There is a severe weather warning for damaging winds across the ACT.
High winds with peaks gusts of up to 90km/h are expected on Thursday morning.
The Bureau of Meteorology said they could reach speeds of 60 to 70km/h in the mountains around the city, peaking in gusts of 90km/hour.
"A cold front lies over southwest New South Wales, and is expected to progress through southeastern and central parts of New South Wales during Thursday. Vigorous and gusty winds are forecast ahead of the front," it said in its 4:52 am update.
In Canberra itself, winds were expected to be strong but not as fierce as up in the mountains like the Brindabellas. In areas above 1900 metres, winds with peak gusts in excess of 120km/h are expected.
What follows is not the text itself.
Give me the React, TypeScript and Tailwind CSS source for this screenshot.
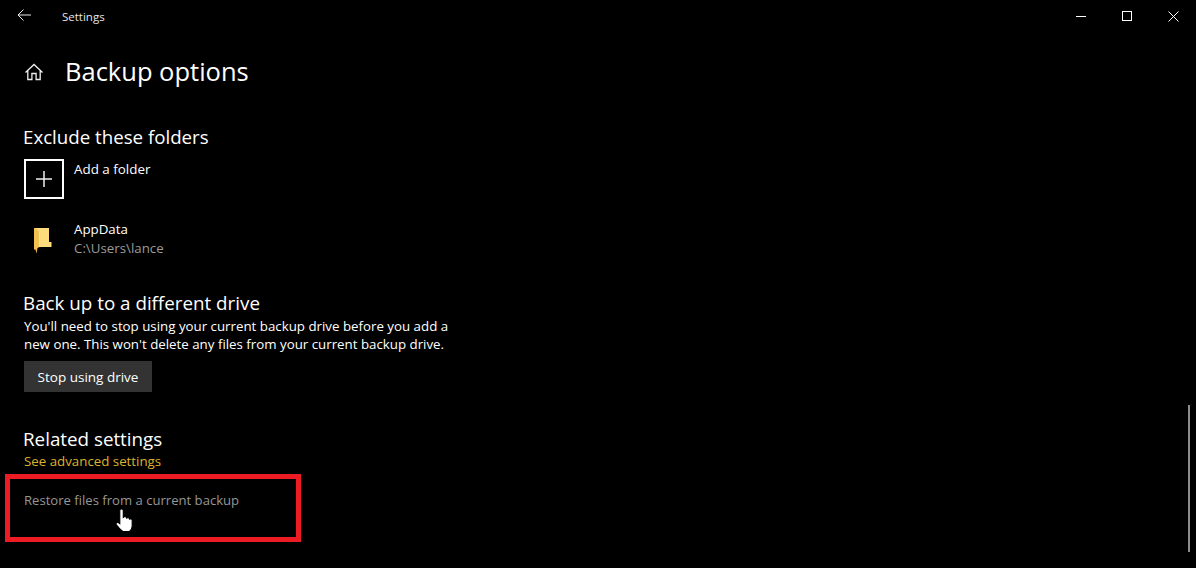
export default function App() {
  const font = { fontFamily: '"Open Sans", "Noto Sans", sans-serif' };
  return (
    <div className="relative h-[568px] w-[1196px] overflow-hidden bg-black text-white" style={font}>
      <header className="flex h-[32px] items-center">
        <button className="flex h-[32px] w-[48px] items-center justify-center">
          <svg width="16" height="16" viewBox="0 0 16 16" fill="none" stroke="#e8e8e8" strokeWidth="1" className="-mt-[2px]">
            <path d="M2 8H15M7.5 2.500L2 8l5.500 5.500" />
          </svg>
        </button>
        <span className="ml-[14px] mt-px text-[11.5px] text-[#e6e6e6]">Settings</span>
        <div className="ml-auto flex">
          <div className="flex h-[32px] w-[46px] items-center justify-center"><div className="h-px w-[10px] bg-white" /></div>
          <div className="flex h-[32px] w-[46px] items-center justify-center"><div className="h-[10px] w-[10px] border border-white" /></div>
          <div className="flex h-[32px] w-[46px] items-center justify-center">
            <svg width="11" height="11" viewBox="0 0 11 11" stroke="#fff" strokeWidth="1"><path d="M.5.5l10 10M10.500.5l-10 10" /></svg>
          </div>
        </div>
      </header>

      <main className="pl-[24px]">
        <div className="mt-[21px] flex h-[36px] items-center">
          <svg width="20" height="20" viewBox="0 0 20 20" fill="none" stroke="#eee" strokeWidth="1.3" className="mt-[1px]">
            <path d="M1.500 10.500L10 2.500l8.500 8M3.800 8.600V17.500h4.100v-6h4.200v6h4.100V8.600" />
          </svg>
          <h1 className="ml-[21px] text-[25.5px] leading-[36px] text-white">Backup options</h1>
        </div>

        <h2 className="mt-[34px] -ml-px text-[18.7px] leading-[28px]">Exclude these folders</h2>
        <div className="mt-[8px] flex h-[40px] items-start">
          <div className="flex h-[40px] w-[40px] items-center justify-center border-2 border-white">
            <svg width="18" height="18" viewBox="0 0 18 18" stroke="#eeeeee" strokeWidth="1.5"><path d="M9 1v16M1 9h16" /></svg>
          </div>
          <span className="ml-[10px] text-[13.4px] leading-[20px]">Add a folder</span>
        </div>
        <div className="mt-[21px] flex h-[40px] items-start">
          <div className="flex h-[40px] w-[40px] items-center justify-center pr-[3px]">
            <svg width="18" height="26" viewBox="0 0 18 26" className="mt-[1px]">
              <path d="M0 0h15v14h2.500v5H0z" fill="#fcdc7c" />
              <path d="M0 0h1l4.500 4v15l-2 1-1 5.500-1-4H0z" fill="#f2c14f" />
              <path d="M5.500 4V19" stroke="#ffeeb0" strokeWidth="0.7" />
            </svg>
          </div>
          <div className="ml-[10px] text-[13.3px] leading-[19px]">
            <div>AppData</div>
            <div className="text-[#9a9a9a]">C:\Users\lance</div>
          </div>
        </div>

        <h2 className="mt-[29px] -ml-px text-[18.8px] leading-[28px]">Back up to a different drive</h2>
        <p className="w-[440px] text-[13.3px] leading-[18px]">
          You'll need to stop using your current backup drive before you add a new one. This won't delete any files from your current backup drive.
        </p>
        <button className="mt-[8px] flex h-[31px] w-[128px] items-center justify-center bg-[#333333] pt-[2px] text-[13.5px]">Stop using drive</button>

        <h2 className="mt-[33px] -ml-px text-[18.8px] leading-[28px]">Related settings</h2>
        <div className="-mt-[2px] text-[13.3px] leading-[20px] text-[#dcb22e]">See advanced settings</div>
        <div className="mt-[19px] text-[13.1px] leading-[20px] text-[#969696]">Restore files from a current backup</div>
      </main>

      <div className="absolute right-[6px] top-[405px] h-[147px] w-[2px] bg-[#8c8c8c]" />
      <div className="absolute left-[5px] top-[474px] h-[68px] w-[296px] border-[5px] border-[#ed1c24]" />
      <svg className="absolute left-[115px] top-[508px]" width="19" height="24.500" viewBox="0 0 16 26" preserveAspectRatio="none">
        <path d="M4 2.500c0-1.800 3-1.800 3 0V10l.6-.5c.8-.6 1.900-.3 2.100.7l.2.600c.7-.8 2.100-.5 2.300.6l.1.500c.8-.6 2.200-.2 2.200 1V19c0 3-1.500 5-2.500 6H7c-2-1-4.500-5-6-7.500-.8-1.500 1-3 3-1z" fill="#fff" stroke="#000" strokeWidth="1" />
      </svg>
    </div>
  );
}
Canberra is forecast to reach a top of 33 degrees today. Razed dust is also expected to blow into Canberra, creating a dust haze.
There is a total fire ban for the ACT on Thursday with a fire danger rating of very high.
Updated Severe Weather Warning for Damaging Winds averaging 55 to 65 km/h, with gusts to 90 km/h - now includes all of the ACT. Damaging winds developing later this evening into Thursday. https://t.co/tr2T5O0D8Cpic.twitter.com/m1cfYVl3LG— Bureau of Meteorology Australian Capital Territory (@BOM_ACT) January 22, 2020
On Monday, wind gusts reached 117 km/h at Canberra Airport. The Emergency Services Agency received a record 2100 calls for help from that storm.
"Calls for assistance have been prioritised based on the information given at the time of call, the risk to the community and the circumstances of the caller. Crews are working hard to attend all calls," it said in a statement.
"We ask that Canberrans remain patient as we clear the record number of calls for assistance. There are currently 1070 incidents outstanding and 1020 incidents have been completed."
Forecaster Rebecca Kamitakahara said at the very highest speeds, branches could be blown off trees and fire-weakened trees knocked down during the Thursday forecast high winds.
Over the past month or so, the ACT has been buffeted by a series of different weather systems which have brought, firstly, drought and fire followed by hail and now wind.
The first system brought hot, dry wind from central Australia and that made ideal conditions for the bushfires which ravaged the huge area on either side of Canberra.
The hail came with a new weather system that brought moisture from the Tropics.
The wind comes in a third system, with cold air coming from the Great Australian Bight.
The State Emergency Service advised people to:
- Move vehicles under cover or away from trees.
- Secure or put away loose items around your house.
- Keep at least eight metres away from fallen power lines or electrified objects like fences.